Holyoke Co. v. Lyman, 82 U.S. (15 Wall.) 500, 506, 21 L. Ed. 133, 135 (1872). One who builds a dam on a river (or his successor-in-interest) is under an implied obligation to provide sufficient fishways to allow for the passage of fish, and unless that implied condition is specifically excluded in the grant to build that dam, the implied condition attaches. Holyoke Co. v. Lyman, supra.
This record fails to indicate any contract entered into either by the PUD or its predecessors-in-interest which contains a provision excluding the implied condition requiring the maintenance of sufficient fishways in conjunction with the Tumwater and Dryden Dams. Therefore, we conclude that the statutory predecessor of these statutes was in existence at the time the above dams were built and *879the PUD is subject thereto. The Director has the authority to order the PUD to bear the reasonable expenses, including modifications, necessary to provide an efficient fishway. RCW 75.20.060.
Notwithstanding the conclusion of this limited issue, we shall answer the PUD's other contentions. The PUD contends that RCW 75.20.061 was enacted to require the Director to provide the upgrading of existing, but inadequate, fishways by utilization of funds from sources other than owners of existing obstructions, and that RCW 75.20-.060 deals only with the maintenance of existing fishways. We disagree. In addition to RCW 75.20.060, RCW 75.20.061 gives the Director authority to utilize additional funding sources for the improvement and modification of existing structures for the purpose of providing more efficient fish-ways. The phrase "in addition to other authority granted", included in RCW 75.20.061, is not solely restricted to providing fish hatcheries (RCW 75.20.090) or the removal of obstructions (RCW 75.20.060), as contended by the PUD during oral argument.

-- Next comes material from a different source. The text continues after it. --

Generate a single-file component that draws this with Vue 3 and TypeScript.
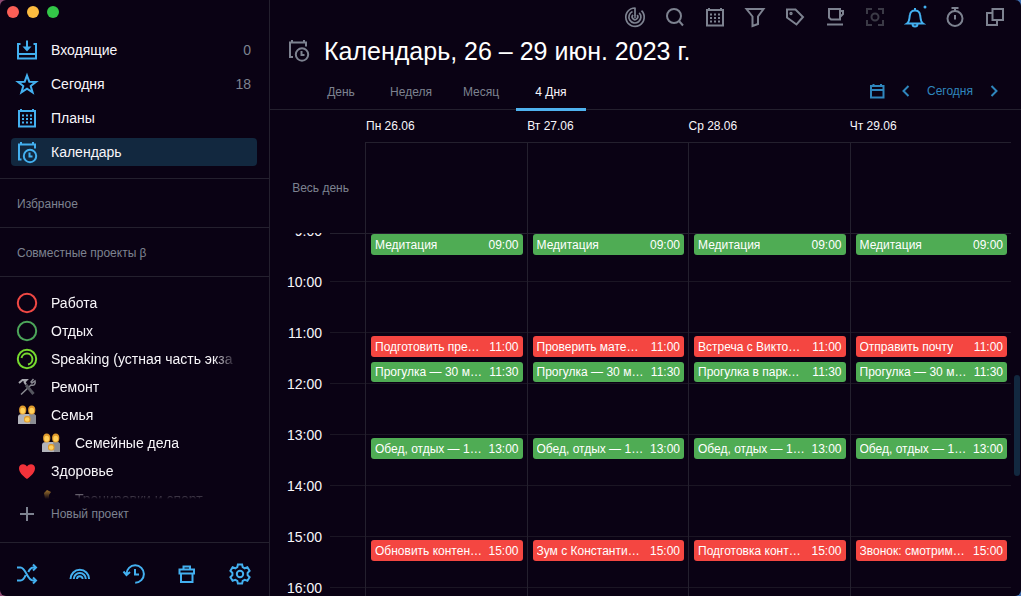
<script setup lang="ts">
import { ref } from 'vue'

interface NavItem { id: string; label: string; count?: string }
interface Project { id: string; label: string; icon: string; nested?: boolean }
interface CalEvent { slot: number; title: string; time: string; tone: 'green' | 'red' }
interface Day { label: string; events: CalEvent[] }

const nav: NavItem[] = [
  { id: 'inbox', label: 'Входящие', count: '0' },
  { id: 'star', label: 'Сегодня', count: '18' },
  { id: 'plans', label: 'Планы' },
  { id: 'clock', label: 'Календарь' },
]
const projects: Project[] = [
  { id: 'work', label: 'Работа', icon: 'ring-red' },
  { id: 'rest', label: 'Отдых', icon: 'ring-green' },
  { id: 'speaking', label: 'Speaking (устная часть экза', icon: 'ring-lime' },
  { id: 'repair', label: 'Ремонт', icon: 'tools' },
  { id: 'family', label: 'Семья', icon: 'family' },
  { id: 'chores', label: 'Семейные дела', icon: 'family', nested: true },
  { id: 'health', label: 'Здоровье', icon: 'heart' },
  { id: 'sport', label: 'Тренировки и спорт', icon: 'arm', nested: true },
]
const tools = ['Фокус', 'Поиск', 'Планы', 'Фильтр', 'Метки', 'Перерыв', 'Обзор', 'Уведомления', 'Таймер', 'Окна']
const footer = ['Случайная задача', 'Радуга', 'История', 'Корзина', 'Настройки']
const tabs = ['День', 'Неделя', 'Месяц', '4 Дня']
const hours = ['9:00', '10:00', '11:00', '12:00', '13:00', '14:00', '15:00', '16:00']
const activeNav = ref('clock')
const activeTab = ref('4 Дня')

function day(label: string, late: string, walk: string, last: string): Day {
  return {
    label,
    events: [
      { slot: 1, title: 'Медитация', time: '09:00', tone: 'green' },
      { slot: 5, title: late, time: '11:00', tone: 'red' },
      { slot: 6, title: walk, time: '11:30', tone: 'green' },
      { slot: 9, title: 'Обед, отдых — 1…', time: '13:00', tone: 'green' },
      { slot: 13, title: last, time: '15:00', tone: 'red' },
    ],
  }
}
const days: Day[] = [
  day('Пн 26.06', 'Подготовить пре…', 'Прогулка — 30 м…', 'Обновить контен…'),
  day('Вт 27.06', 'Проверить мате…', 'Прогулка — 30 м…', 'Зум с Константи…'),
  day('Ср 28.06', 'Встреча с Викто…', 'Прогулка в парк…', 'Подготовка конт…'),
  day('Чт 29.06', 'Отправить почту', 'Прогулка — 30 м…', 'Звонок: смотрим…'),
]
</script>

<template>
  <div class="window">
    <aside class="sidebar">
      <div class="lights">
        <button class="light close" aria-label="Закрыть"></button>
        <button class="light minimize" aria-label="Свернуть"></button>
        <button class="light expand" aria-label="Развернуть"></button>
      </div>

      <nav class="nav">
        <a v-for="item in nav" :key="item.id" href="#" class="nav-item" :class="{ active: item.id === activeNav }" @click.prevent="activeNav = item.id">
          <svg class="icon" viewBox="0 0 22 22">
            <g v-if="item.id === 'inbox'">
              <path d="M4.500 5H2v14.500h18V5h-2.500M2 15h18M11 1.500v9" />
              <path class="solid" d="M6.500 7.500h9L11 12.500z" />
            </g>
            <path v-else-if="item.id === 'star'" d="m11 2.500 2.300 6.200 6.700.2-5.300 4.100 1.900 6.400L11 15.600l-5.600 3.800 1.900-6.400L2 8.900l6.700-.2z" />
            <g v-else-if="item.id === 'plans'">
              <path d="M3 4h16v15.500H3zM5 2V4M17 2V4" />
              <path class="dots" d="M6 8.500h10.500M6 12h10.500M6 15.500h10.500" />
            </g>
            <g v-else>
              <path d="M5.500 18.500H3V3.500h16v4M5 1V3.500M17 1V3.500" />
              <circle cx="14" cy="15" r="6.200" />
              <path d="M13.500 11.500v4h3" />
            </g>
          </svg>
          <span class="nav-label">{{ item.label }}</span>
          <span v-if="item.count" class="count">{{ item.count }}</span>
        </a>
      </nav>

      <section class="group">Избранное</section>
      <section class="group">Совместные проекты β</section>

      <div class="projects">
        <a v-for="p in projects" :key="p.id" href="#" class="project" :class="{ nested: p.nested }">
          <svg class="icon" viewBox="0 0 22 22">
            <circle v-if="p.icon === 'ring-red'" cx="11" cy="11" r="9.200" stroke="#f04844" />
            <circle v-else-if="p.icon === 'ring-green'" cx="11" cy="11" r="9.200" stroke="#4ca55a" />
            <g v-else-if="p.icon === 'ring-lime'" stroke="#76d92f">
              <circle cx="11" cy="11" r="9.200" />
              <path d="M5.500 10A5.500 5.500 0 1 1 12 16.400" />
            </g>
            <g v-else-if="p.icon === 'tools'">
              <path d="m17.500 3-2.500 3 1 1 3-2c1 3-1 5-4 4L5 18.500" stroke="#8a8b93" stroke-width="1.500" />
              <path d="m10 9 7.500 9" stroke="#55565f" stroke-width="3" />
              <path d="m3 7 3.500-3L10.500 4 8.500 6 10 8.500" stroke="#a8a9b0" />
            </g>
            <g v-else-if="p.icon === 'family'" stroke="none">
              <path d="M2 20v-7q0-3 4-3h10q4 0 4 3v7z" fill="#b2b4ba" />
              <path d="M13 10h4q3 0 3 3v7h-6z" fill="#8b8d93" />
              <ellipse cx="6.700" cy="6" rx="3.600" ry="4.500" fill="#e09a2c" />
              <ellipse cx="15.700" cy="6" rx="3.600" ry="4.500" fill="#e09a2c" />
              <ellipse cx="6.700" cy="6.700" rx="2.400" ry="3" fill="#ffd05a" />
              <ellipse cx="15.700" cy="6.700" rx="2.400" ry="3" fill="#ffd05a" />
              <rect x="8" y="12" width="6.500" height="6.500" rx="2.500" fill="#e09a2c" />
              <circle cx="11.200" cy="15.500" r="2.300" fill="#ffd05a" />
            </g>
            <path v-else-if="p.icon === 'heart'" d="M11 19C6 15.500 3 12 3 8c0-4 5.500-5.500 8-1.500C13.500 2.500 19 4 19 8c0 4-3 7.500-8 11z" fill="#f2323a" stroke="none" />
            <path v-else d="M4 5 7 2l4 2-2 3v5q6-4 11 2-5 5-14 3z" fill="#d39a36" stroke="none" />
          </svg>
          <span class="project-label">{{ p.label }}</span>
        </a>
      </div>

      <button class="new-project">
        <svg class="icon" viewBox="0 0 22 22"><path d="M11 4v14M4 11h14" /></svg>
        <span>Новый проект</span>
      </button>

      <footer class="side-footer">
        <button v-for="(name, i) in footer" :key="name" :aria-label="name">
          <svg class="icon" viewBox="0 0 22 22">
            <g v-if="i === 0">
              <path d="M1 4.500h3.500C10 4.500 11 17.500 17 17.500h3M1 17.500h3.500c2.500 0 4-2.500 5.200-5.300M12.300 9C13.500 6.500 15 4.500 17.500 4.500H20" />
              <path d="m17 1.500 3 3-3 3M17 14.500l3 3-3 3" />
            </g>
            <path v-else-if="i === 1" d="M1.500 16a9.300 9.300 0 0 1 18.600 0M4.800 16a6 6 0 0 1 12 0M8 16a2.800 2.800 0 0 1 5.600 0" />
            <path v-else-if="i === 2" d="M3.500 11a8.700 8.700 0 1 1 8.700 8.700M.500 8.500 3.500 12l3.500-3M12 6v5.500h4" />
            <g v-else-if="i === 3">
              <path d="M3.500 6.500h14.500v4h-14.500zM5 10.500V19h11.500v-8.500M7.500 6V3.500h6.500V6" />
            </g>
            <g v-else>
              <circle cx="11" cy="11" r="3.200" />
              <path d="m8.900 1.500-.6 2.700-2 1.100L3.600 4.300 1.400 7.800l2 2v2.400l-2 2 2.200 3.500 2.700-.9 2 1.100.6 2.700h4.200l.6-2.700 2-1.100 2.700.9 2.200-3.500-2-2V9.800l2-2-2.200-3.500-2.700 1-2-1.100-.6-2.700z" />
            </g>
          </svg>
        </button>
      </footer>
    </aside>

    <main class="main">
      <div class="toolbar">
        <button v-for="(name, i) in tools" :key="name" :aria-label="name" :class="{ dim: i === 6, lit: i === 7 }">
          <svg class="icon" viewBox="0 0 22 22">
            <g v-if="i === 0" class="fine">
              <path d="M11 1.500V10M11 2a9.200 9.200 0 1 0 6.500 2.700M8.500 5.500a6 6 0 1 0 6.700 1.300M9 8.800a2.800 2.800 0 1 0 4.200.3" />
              <circle class="solid" cx="11" cy="11" r="1" />
            </g>
            <g v-else-if="i === 1"><circle cx="10" cy="10" r="7" /><path d="m15 15 4 4.500" /></g>
            <g v-else-if="i === 2">
              <path d="M3 4h16v15.500H3zM5 2V4M17 2V4" />
              <path class="dots" d="M6 8.500h10.500M6 12h10.500M6 15.500h10.500" />
            </g>
            <path v-else-if="i === 3" d="M2.500 3h17L14 10.500V18l-5.500 2v-9.500z" />
            <g v-else-if="i === 4"><path d="M3 3.500h8.500L19 11l-6.500 7.500L3 11.500z" /><circle cx="7" cy="7.500" r=".7" /></g>
            <path v-else-if="i === 5" d="M5 3h11v10.500H7L5 11.500zM16 5h3v3l-3 3M3 18.500h16" />
            <g v-else-if="i === 6">
              <path d="M3 8V3h5M14 3h5v5M19 14v5h-5M8 19H3v-5" />
              <circle cx="11" cy="11" r="3.500" />
            </g>
            <g v-else-if="i === 7">
              <path d="M3 17.500c3-2 2-5 3-9 .5-2.500 2-4 5-4s4.500 1.500 5 4c1 4 0 7 3 9zM8.500 18a2.500 2.500 0 0 0 5 0M11 2v2.500" />
              <circle class="alert" cx="21" cy="1" r="1.500" />
            </g>
            <g v-else-if="i === 8"><circle cx="11" cy="12.500" r="7.500" /><path d="M11 9v4.500M7.500 2h7M11 2v3" /></g>
            <path v-else d="M8.500 3H19v11H8.500zM8.500 7H3v12h10v-5" />
          </svg>
        </button>
      </div>

      <header class="heading">
        <svg class="icon" viewBox="0 0 22 22">
          <path d="M5 17H2V2.500h16v4M4 0V2.500M16 0V2.500" />
          <circle cx="14" cy="14.500" r="6.200" />
          <path d="M13.500 11v4h3" />
        </svg>
        <h1>Календарь, 26 – 29 июн. 2023 г.</h1>
      </header>

      <div class="tabbar">
        <div class="tabs" role="tablist">
          <button v-for="t in tabs" :key="t" role="tab" class="tab" :aria-selected="t === activeTab" :class="{ selected: t === activeTab }" @click="activeTab = t">{{ t }}</button>
        </div>
        <div class="pager">
          <button aria-label="Выбрать дату"><svg viewBox="0 0 16 16"><path d="M2 3h12.500v11.500H2zM2 7h12.500M4.500 1v2M12 1v2" /></svg></button>
          <button aria-label="Назад"><svg viewBox="0 0 16 16"><path d="m10.500 3-5 5 5 5" /></svg></button>
          <button class="today">Сегодня</button>
          <button aria-label="Вперёд"><svg viewBox="0 0 16 16"><path d="m5.500 3 5 5-5 5" /></svg></button>
        </div>
      </div>

      <div class="day-head">
        <div v-for="d in days" :key="d.label">{{ d.label }}</div>
      </div>

      <div class="all-day">
        <div class="all-day-label">Весь день</div>
        <div class="all-day-cells">
          <div v-for="d in days" :key="d.label" class="cell"></div>
        </div>
      </div>

      <div class="schedule">
        <div class="hours">
          <div v-for="h in hours" :key="h" class="hour">{{ h }}</div>
        </div>
        <div class="grid">
          <div class="lines"><div v-for="h in hours" :key="h" class="line"></div></div>
          <div class="columns">
            <div v-for="d in days" :key="d.label" class="column">
              <button v-for="e in d.events" :key="e.slot" class="event" :class="e.tone" :style="{ gridRow: e.slot }">
                <span class="event-title">{{ e.title }}</span>
                <span>{{ e.time }}</span>
              </button>
            </div>
          </div>
        </div>
        <div class="scroll-thumb"></div>
      </div>
    </main>
  </div>
</template>

<style>
body {
  background: linear-gradient(to right, #8c4a72, #3f6fb0);
  overflow: hidden;
}
</style>

<style scoped>
* { box-sizing: border-box; }
.window {
  display: flex;
  height: 100vh;
  overflow: hidden;
  border-radius: 6px;
  background: #0a0214;
  color: #f8f6fa;
  font-family: "Liberation Sans", Arial, sans-serif;
  font-size: 14px;
}
button {
  display: flex;
  align-items: center;
  margin: 0;
  padding: 0;
  border: 0;
  background: none;
  color: inherit;
  font: inherit;
}
a { color: inherit; text-decoration: none; }
svg {
  flex: none;
  display: block;
  overflow: visible;
  fill: none;
  stroke: currentColor;
  stroke-width: 2;
}
.icon { width: 22px; height: 22px; }
.dots { stroke-dasharray: 2 2; }
.fine { stroke-width: 1.7; }
.solid { fill: currentColor; stroke: none; }

.sidebar {
  flex: none;
  display: flex;
  flex-direction: column;
  width: 270px;
  border-right: 1px solid #24202e;
}
.lights { display: flex; gap: 8px; padding: 6px 7px 15px; }
.light { width: 12px; height: 12px; border-radius: 50%; }
.close { background: #fb5f57; }
.minimize { background: #fdbc40; }
.expand { background: #33c748; }
.nav { display: flex; flex-direction: column; gap: 6px; padding: 3px 12px 12px 11px; }
.nav-item {
  display: flex;
  align-items: center;
  height: 28px;
  padding: 0 6px 0 5px;
  border-radius: 4px;
}
.nav-item .icon { color: #43b0f0; }
.nav-item.active { background: #12283f; }
.nav-label { flex: 1; margin-left: 13px; }
.count { color: #7d8290; }
.group {
  height: 49px;
  padding: 0 17px;
  border-top: 1px solid #24202e;
  color: #7d8290;
  font-size: 12px;
  line-height: 50px;
}
.projects {
  flex: 1;
  min-height: 0;
  overflow: hidden;
  padding: 12px 32px 0 16px;
  border-top: 1px solid #24202e;
  mask-image: linear-gradient(to top, transparent, #000 12px);
}
.project { display: flex; align-items: center; height: 28px; }
.nested { padding-left: 24px; }
.project-label {
  flex: 1;
  min-width: 0;
  margin-left: 13px;
  overflow: hidden;
  white-space: nowrap;
  line-height: 20px;
  mask-image: linear-gradient(to left, transparent, #000 24px);
}
.new-project {
  height: 30px;
  margin-bottom: 13px;
  padding-left: 16px;
  gap: 13px;
  color: #7d8290;
  font-size: 12px;
}
.side-footer {
  display: flex;
  justify-content: space-between;
  height: 54px;
  padding: 0 18px 0 16px;
  border-top: 1px solid #24202e;
  color: #43b0f0;
}
.side-footer button { padding-top: 8px; }

.main { flex: 1; min-width: 0; display: flex; flex-direction: column; }
.toolbar {
  display: flex;
  justify-content: flex-end;
  gap: 18px;
  height: 34px;
  padding-right: 15px;
  color: #7d8290;
}
.dim { color: #3b3a46; }
.lit { color: #43b0f0; }
.alert { fill: #43b0f0; stroke: none; }
.heading {
  display: flex;
  align-items: center;
  gap: 14px;
  height: 34px;
  padding-left: 18px;
}
.heading .icon { color: #7d8290; }
h1 { margin: 0; color: #fff; font-size: 25px; font-weight: 400; white-space: nowrap; }
.tabbar {
  display: flex;
  justify-content: space-between;
  height: 42px;
  padding: 0 19px 0 36px;
  border-bottom: 1px solid #24202e;
  font-size: 12px;
}
.tabs { display: flex; padding-top: 4px; }
.tab {
  justify-content: center;
  width: 70px;
  height: 39px;
  border-top: 3px solid transparent;
  border-bottom: 3px solid transparent;
  color: #7d8290;
}
.tab.selected { border-bottom-color: #4fb2ee; color: #f8f6fa; }
.pager { display: flex; align-items: center; gap: 13px; padding-top: 4px; color: #2f86bd; }
.pager svg { width: 16px; height: 16px; }
.day-head {
  display: grid;
  grid-template-columns: repeat(4, 1fr);
  height: 32px;
  padding: 0 10px 0 96px;
  font-size: 12px;
  line-height: 32px;
}
.all-day { display: flex; height: 91px; font-size: 12px; }
.all-day-label { width: 95px; padding-right: 16px; color: #7d8290; line-height: 92px; text-align: right; }
.all-day-cells {
  flex: 1;
  display: grid;
  grid-template-columns: repeat(4, 1fr);
  margin-right: 10px;
  border-top: 1px solid #24202e;
}
.cell { border-left: 1px solid #24202e; }
.schedule { flex: 1; min-height: 0; display: flex; overflow: hidden; }
.hours { width: 60px; margin-top: -28px; }
.hour { height: 51px; padding-right: 8px; line-height: 52px; text-align: right; }
.grid { flex: 1; display: grid; border-top: 1px solid #24202e; }
.lines, .columns { grid-area: 1 / 1; margin-top: -4px; }
.line { height: 51px; border-top: 1px solid #1b1624; }
.columns { display: grid; grid-template-columns: repeat(4, 1fr); margin-left: 35px; }
.column {
  display: grid;
  grid-template-columns: minmax(0, 1fr);
  grid-template-rows: repeat(8, 26px 25px);
  border-left: 1px solid #24202e;
}
.event {
  justify-content: space-between;
  margin: 4px 4px 1px 5px;
  padding: 0 4px;
  border-radius: 3px;
  color: #fff;
  font-size: 12px;
  white-space: nowrap;
}
.event-title { min-width: 0; overflow: hidden; }
.green { background: #4fac54; }
.red { background: #f44641; }
.scroll-thumb { width: 6px; height: 101px; margin: 142px 1px 0 3px; border-radius: 3px; background: #12283f; }
</style>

The PUD also contends that if RCW 75.20.060 is applicable, it is a denial of equal protection of the law. Again, we disagree. The history of that statute evidences it was in existence when the PUD's predecessor-in-title constructed the dams, so that its application to these structures is not retroactive. Furthermore, the PUD's obligation to the general public is paramount; the application of RCW 75.20.060 and .061 is not a gift of state funds. Both parties are municipal corporations whose very existence is for the benefit of the public.
We do not reach the several issues raised by the Department relative to whether the Director properly exercised his discretion in determining that the present fishways were inadequate. Nor do we determine whether the proposed modifications are reasonable and adequate to serve the purposes contemplated by the Director; the trial court did not reach these issues. They are factual matters yet to be determined by the trial court.
*880Judgment is reversed and the matter remanded for trial.
Green and McInturff, JJ., concur.Reconsideration denied February 23, 1978.
Review granted by Supreme Court July 21, 1978.
"Every dam or other obstruction across or in any stream shall be provided with a durable and efficient fishway, which shall be maintained in a practical and effective condition in such place, form and capacity as the director may approve, for which plans and specification shall be furnished by the director upon application to him, and which shall be kept open, unobstructed and supplied with a sufficient quantity of water to freely admit the passage of fish through the same. Every owner, manager, agent or person in charge of such dam or obstruction who shall fail to comply with the provisions of this section is guilty of a gross misdemeanor.
"If any person or government agency fails to construct and maintain such fish-ladder or fishway or to remove such dam or obstruction in a manner satisfactory to the director, then within thirty days after written notice thereof has been served upon the owner, his agent, or the person in charge thereof, the director may construct a suitable fish ladder or fishway, or remove such dam or obstruction, and the actual cost in case of construction of fishway thereof shall constitute a lien upon the dam and upon all the personal property of the person or government agency owning the same. Notice of such lien shall be filed and recorded in the office of the county auditor of the county in which such dam or obstruction is situated. Such lien may be foreclosed in any action brought in the name of the state.
"If any person or government agency fails to make any such fishway or remove such dam or obstruction in a manner satisfactory to the director, then within thirty days after written notice thereof has been served on the owner, his agent, or the person in charge, such dam or obstruction shall thereby become a public nuisance and the director may take possession thereof in his own name or in the name of the state and destroy it and no liability shall attach for such destruction."
"In the event any fish passage facility or fish protective device as set forth in RCW 75.20.040 and 75.20.060 which have been in existence or are existing at the time of enactment of this act, is determined by the director to be inadequate for the purposes for which it was intended; the director in addition to other authority granted in this chapter may in his discretion, remove, relocate, reconstruct, or modify said device, without cost for materials and labor to the owner or owners thereof: Provided, That the director may not materially modify the amount of flow of water through the facility or device. Thereafter such fish passage facility or fish protective device shall be maintained at the expense of the person or governmental agency owning said obstruction or water diversion in accordance with RCW 75.20.040 and 75.20.060."
Exhibit 1, respondent's brief.
Federal supremacy is not an issue here as it was in Tacoma v. Taxpayers of Tacoma, 49 Wn.2d 781, 307 P.2d 567 (1957), rev'd, 357 U.S. 320, 2 L. Ed. 2d 1345, 78 S. Ct. 1209 (1958); and Tacoma v. Taxpayers of Tacoma, 43 Wn.2d 468, 262 P.2d 214 (1953).